Single by Alcazar

from the album Alcazarized
- Released: 10 March 2003
- Length: 3:01
- Label: BMG; RCA;
- Composer(s): Tommy Lydell; Bobby Ljunggren;
- Lyricist(s): Lotta Ahlin
- Producer(s): Anders Hansson; Johan S;

Alcazar singles chronology
| "Don't You Want Me" (2002) | "Not a Sinner nor a Saint" (2003) | "Ménage à Trois" (2003) |

Audio video
- "Not A Sinner Nor A Saint" on YouTube

= Not a Sinner nor a Saint =

2003 single by Alcazar

"Not a Sinner nor a Saint" is a Eurodance song performed by Swedish band Alcazar. This was the first single to give a preview of the then-forthcoming album Alcazarized, but was only released in Sweden. Nevertheless, the song was added at radio stations around Europe.

==Melodifestivalen 2003==
In early 2003, Alcazar entered the Swedish pre-selections for the Eurovision Song Contest. They ended up in third place. The single reached number one on the singles chart, the Swedish Airplay List, "Tracks", and was Alcazar's first number-one of two in their home country. The single was released in a cardboard sleeve with an ultra glossy coating.
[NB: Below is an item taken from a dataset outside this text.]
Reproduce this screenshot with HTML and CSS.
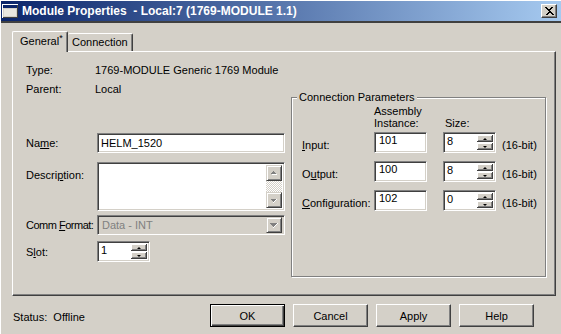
FILE: index.html
```html
<!DOCTYPE html>
<html lang="en">
<head>
    <meta charset="UTF-8">
    <meta name="viewport" content="width=device-width, initial-scale=1.0">
    <title>Module Properties</title>
    <link rel="stylesheet" href="styles.css">
</head>
<body>
    <div class="window">
        <div class="titlebar">
            <svg class="title-icon" width="16" height="14" viewBox="0 0 16 14" shape-rendering="crispEdges">
                <rect x="0" y="0" width="16" height="14" fill="#fff"/>
                <rect x="1" y="1" width="15" height="13" fill="#404040"/>
                <rect x="1" y="1" width="14" height="12" fill="#d4d0c8"/>
                <rect x="1" y="1" width="14" height="3" fill="#0a246a"/>
                <rect x="2" y="5" width="12" height="7" fill="#e8e6e0"/>
            </svg>
            <span class="title-text">Module Properties &nbsp;- Local:7 (1769-MODULE 1.1)</span>
            <div class="close-btn">
                <svg width="10" height="9" viewBox="0 0 10 9" shape-rendering="crispEdges">
                    <path d="M1 0h2v1h1v1h2v-1h1v-1h2v1h-1v1h-1v1h-1v1h1v1h1v1h1v1h1v1h-2v-1h-1v-1h-2v1h-1v1h-2v-1h1v-1h1v-1h1v-1h-1v-1h-1v-1h-1z" fill="#000"/>
                </svg>
            </div>
        </div>

        <div class="client">
            <div class="tabs">
                <div class="tab active">General<sup>*</sup></div>
                <div class="tab">Connection</div>
            </div>

            <div class="panel">
                <div class="general">
                    <div class="info-row"><span class="info-label">Type:</span><span>1769-MODULE Generic 1769 Module</span></div>
                    <div class="info-row"><span class="info-label">Parent:</span><span>Local</span></div>

                    <div class="field-row name-row">
                        <span class="field-label">Na<u>m</u>e:</span>
                        <div class="edit wide">HELM_1520</div>
                    </div>

                    <div class="field-row desc-row">
                        <span class="field-label desc-label">Descri<u>p</u>tion:</span>
                        <div class="edit wide memo">
                            <div class="memo-text"></div>
                            <div class="vscroll">
                                <div class="sbtn">
                                    <svg width="16" height="16" viewBox="0 0 16 16" shape-rendering="crispEdges">
                                        <path d="M8 7h1v1h1v1h1v1h-5v-1h1v-1h1z" fill="#fff"/>
                                        <path d="M7 6h1v1h1v1h1v1h-5v-1h1v-1h1z" fill="#808080"/>
                                    </svg>
                                </div>
                                <div class="track"></div>
                                <div class="sbtn">
                                    <svg width="16" height="16" viewBox="0 0 16 16" shape-rendering="crispEdges">
                                        <path d="M5 7h5v1h-1v1h-1v1h-1v-1h-1v-1h-1z" fill="#808080"/>
                                        <path d="M10 7h1v1h-1v1h-1v1h-1v1h-1v-1h1v-1h1v-1h1z" fill="#fff"/>
                                    </svg>
                                </div>
                            </div>
                        </div>
                    </div>

                    <div class="field-row comm-row">
                        <span class="field-label comm-label">Comm <u>F</u>ormat:</span>
                        <div class="edit wide combo">
                            <span class="combo-text">Data - INT</span>
                            <div class="sbtn">
                                <svg width="16" height="16" viewBox="0 0 16 16" shape-rendering="crispEdges">
                                    <path d="M4 6h7v1h-1v1h-1v1h-1v1h-1v-1h-1v-1h-1v-1h-1z" fill="#808080"/>
                                    <path d="M11 6h1v1h-1v1h-1v1h-1v1h-1v1h-1v-1h1v-1h1v-1h1v-1h1z" fill="#fff"/>
                                </svg>
                            </div>
                        </div>
                    </div>

                    <div class="field-row slot-row">
                        <span class="field-label">S<u>l</u>ot:</span>
                        <div class="edit spin">
                            <span class="spin-text">1</span>
                            <div class="updown"><div class="ud up"></div><div class="ud down"></div></div>
                        </div>
                    </div>
                </div>

                <div class="group">
                    <span class="legend">Connection Parameters</span>
                    <div class="group-head">
                        <div class="head-asm">Assembly<br>Instance:</div>
                        <div class="head-size">Size:</div>
                    </div>

                    <div class="param-row">
                        <span class="param-label"><u>I</u>nput:</span>
                        <div class="edit small">101</div>
                        <div class="edit spin"><span class="spin-text">8</span><div class="updown"><div class="ud up"></div><div class="ud down"></div></div></div>
                        <span class="bits">(16-bit)</span>
                    </div>
                    <div class="param-row">
                        <span class="param-label">O<u>u</u>tput:</span>
                        <div class="edit small">100</div>
                        <div class="edit spin"><span class="spin-text">8</span><div class="updown"><div class="ud up"></div><div class="ud down"></div></div></div>
                        <span class="bits">(16-bit)</span>
                    </div>
                    <div class="param-row">
                        <span class="param-label"><u>C</u>onfiguration:</span>
                        <div class="edit small">102</div>
                        <div class="edit spin"><span class="spin-text">0</span><div class="updown"><div class="ud up"></div><div class="ud down"></div></div></div>
                        <span class="bits">(16-bit)</span>
                    </div>
                </div>
            </div>

            <div class="footer">
                <span class="status">Status:&nbsp; Offline</span>
                <div class="buttons">
                    <button class="btn default">OK</button>
                    <button class="btn">Cancel</button>
                    <button class="btn">Apply</button>
                    <button class="btn">Help</button>
                </div>
            </div>
        </div>
    </div>
</body>
</html>
```

FILE: styles.css
```css
body {
    margin: 0;
    background-color: #d4d0c8;
    font-family: "Liberation Sans", Arial, sans-serif;
    font-size: 11px;
    color: #000;
}
.window {
    height: 334px;
    box-sizing: border-box;
    padding: 1px 0 0 1px;
    box-shadow: inset 1px 1px 0 #fff;
    overflow: hidden;
}

/* title bar */
.titlebar {
    display: flex;
    align-items: center;
    height: 20px;
    background: linear-gradient(to right, #0a246a, #a6caf0);
    border-bottom: 2px solid #404040;
}
.title-icon {
    margin-left: 1px;
    flex-shrink: 0;
}
.title-text {
    margin-left: 4px;
    color: #fff;
    font-weight: bold;
    font-size: 12px;
    white-space: nowrap;
}
.close-btn {
    margin-left: auto;
    margin-right: 4px;
    width: 16px;
    height: 14px;
    box-sizing: border-box;
    display: flex;
    align-items: center;
    justify-content: center;
    background-color: #d4d0c8;
    border-top: 1px solid #fff;
    border-left: 1px solid #fff;
    border-right: 1px solid #404040;
    border-bottom: 1px solid #404040;
    box-shadow: inset -1px -1px 0 #808080;
}

/* client area */
.client {
    padding: 8px 5px 0 11px;
}
.tabs {
    display: flex;
    align-items: flex-end;
    height: 20px;
}
.tab {
    box-sizing: border-box;
    height: 18px;
    line-height: 17px;
    padding-left: 4px;
    width: 65px;
    border-top: 1px solid #fff;
    border-right: 1px solid #404040;
    box-shadow: inset -1px 0 0 #808080;
    border-radius: 2px 2px 0 0;
}
.tab.active {
    position: relative;
    z-index: 1;
    width: 56px;
    height: 21px;
    margin-bottom: -1px;
    padding-left: 7px;
    line-height: 18px;
    border-left: 1px solid #fff;
    background-color: #d4d0c8;
}
.tab sup {
    font-size: 9px;
    vertical-align: 4px;
    line-height: 0;
}
.panel {
    display: flex;
    align-items: flex-start;
    box-sizing: border-box;
    height: 245px;
    padding: 9px 0 0 13px;
    border-top: 1px solid #fff;
    border-left: 1px solid #fff;
    border-right: 1px solid #404040;
    border-bottom: 1px solid #404040;
    box-shadow: inset -1px -1px 0 #808080;
}

/* general column */
.general {
    width: 265px;
    flex-shrink: 0;
}
.info-row {
    display: flex;
    height: 19px;
    line-height: 19px;
}
.info-label {
    width: 69px;
    color: #000;
}
.field-row {
    display: flex;
    align-items: center;
}
.field-label {
    width: 71px;
    flex-shrink: 0;
    white-space: nowrap;
}
.comm-label {
    letter-spacing: -0.5px;
}
.name-row {
    margin-top: 34px;
}
.desc-row {
    margin-top: 9px;
    align-items: flex-start;
}
.desc-label {
    margin-top: 7px;
}
.comm-row {
    margin-top: 4px;
}
.slot-row {
    margin-top: 6px;
}

/* sunken edit boxes */
.edit {
    box-sizing: border-box;
    background-color: #fff;
    border-top: 1px solid #808080;
    border-left: 1px solid #808080;
    border-right: 1px solid #fff;
    border-bottom: 1px solid #fff;
    box-shadow: inset 1px 1px 0 #404040, inset -1px -1px 0 #d4d0c8;
    padding: 1px 0 0 3px;
    line-height: 16px;
    white-space: nowrap;
}
.edit.wide {
    width: 188px;
    height: 20px;
}
.edit.memo {
    height: 49px;
    display: flex;
    padding: 2px;
}
.memo-text {
    flex: 1;
}
.vscroll {
    width: 16px;
    display: flex;
    flex-direction: column;
}
.track {
    flex: 1;
    background: repeating-conic-gradient(#fff 0 25%, #d4d0c8 0 50%) 0 0 / 2px 2px;
}
.sbtn {
    box-sizing: border-box;
    width: 16px;
    height: 16px;
    background-color: #d4d0c8;
    border-top: 1px solid #d4d0c8;
    border-left: 1px solid #d4d0c8;
    border-right: 1px solid #404040;
    border-bottom: 1px solid #404040;
    box-shadow: inset 1px 1px 0 #fff, inset -1px -1px 0 #808080;
    position: relative;
}
.sbtn svg {
    position: absolute;
    left: -1px;
    top: -1px;
}
.edit.combo {
    display: flex;
    align-items: center;
    padding: 2px;
    background-color: #d4d0c8;
    color: #808080;
}
.combo-text {
    flex: 1;
    padding-left: 2px;
}
.edit.small {
    width: 53px;
    height: 21px;
    padding: 0 0 0 4px;
    line-height: 14px;
}
.edit.spin {
    display: flex;
    width: 53px;
    height: 21px;
    padding: 2px 2px 2px 3px;
    line-height: 13px;
}
.spin-text {
    flex: 1;
}
.updown {
    width: 16px;
    display: flex;
    flex-direction: column;
    gap: 1px;
}
.ud {
    flex: 1;
    box-sizing: border-box;
    background-color: #d4d0c8;
    border-right: 1px solid #404040;
    border-bottom: 1px solid #404040;
    box-shadow: inset 1px 1px 0 #fff, inset -1px -1px 0 #808080;
    position: relative;
}
.ud::after {
    content: "";
    position: absolute;
    left: 6px;
    top: 3px;
    border-left: 2px solid transparent;
    border-right: 2px solid transparent;
}
.ud.up::after {
    border-bottom: 2px solid #000;
}
.ud.down::after {
    border-top: 2px solid #000;
}

/* connection parameters group */
.group {
    position: relative;
    box-sizing: border-box;
    width: 255px;
    height: 180px;
    margin: 36px 0 0 0;
    padding: 7px 0 0 10px;
    border: 1px solid #808080;
    box-shadow: 1px 1px 0 #fff, inset 1px 1px 0 #fff;
}
.legend {
    position: absolute;
    top: -7px;
    left: 5px;
    padding: 0 2px;
    line-height: 13px;
    background-color: #d4d0c8;
}
.group-head {
    display: flex;
    align-items: flex-end;
    padding-left: 72px;
    line-height: 12px;
}
.head-asm {
    width: 71px;
}
.param-row {
    display: flex;
    align-items: center;
    margin-top: 8px;
}
.group-head + .param-row {
    margin-top: 3px;
}
.param-label {
    width: 72px;
    padding-top: 4px;
}
.param-row .edit.small {
    margin-right: 16px;
}
.bits {
    margin-left: 6px;
    padding-top: 4px;
}

/* footer */
.footer {
    display: flex;
    align-items: center;
    padding: 8px 22px 0 1px;
}
.status {
    flex: 1;
    padding-top: 3px;
}
.buttons {
    display: flex;
    gap: 8px;
}
.btn {
    box-sizing: border-box;
    width: 75px;
    height: 23px;
    padding: 0;
    font-family: inherit;
    font-size: 11px;
    color: #000;
    background-color: #d4d0c8;
    border-top: 1px solid #fff;
    border-left: 1px solid #fff;
    border-right: 1px solid #404040;
    border-bottom: 1px solid #404040;
    border-radius: 0;
    box-shadow: inset -1px -1px 0 #808080;
}
.btn.default {
    border: 1px solid #000;
    box-shadow: inset 1px 1px 0 #fff, inset -1px -1px 0 #404040, inset -2px -2px 0 #808080;
}
```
Due to high public demand, some of the pressings did not get the glossy finish.

==Track listings==
CD single
1. Radio Edit – 3:01
2. Disco Club Mix – 4:45
3. FL's Heaven and Hell Remix – 4:22
4. Sing-a-Long Version – 3:00

==Charts==

===Weekly charts===

Weekly chart performance for "Not a Sinner nor a Saint"
| Chart (2003) | Peak position |
|---|---|
| Sweden (Sverigetopplistan) | 1 |

===Year-end charts===

Year-end chart performance for "Not a Sinner nor a Saint"
| Chart (2003) | Position |
|---|---|
| Sweden (Hitlistan) | 17 |

==Certifications==

| Region | Certification | Certified units/sales |
| Sweden (GLF) | Gold | 15,000^{^} |
^{^} Shipments figures based on certification alone.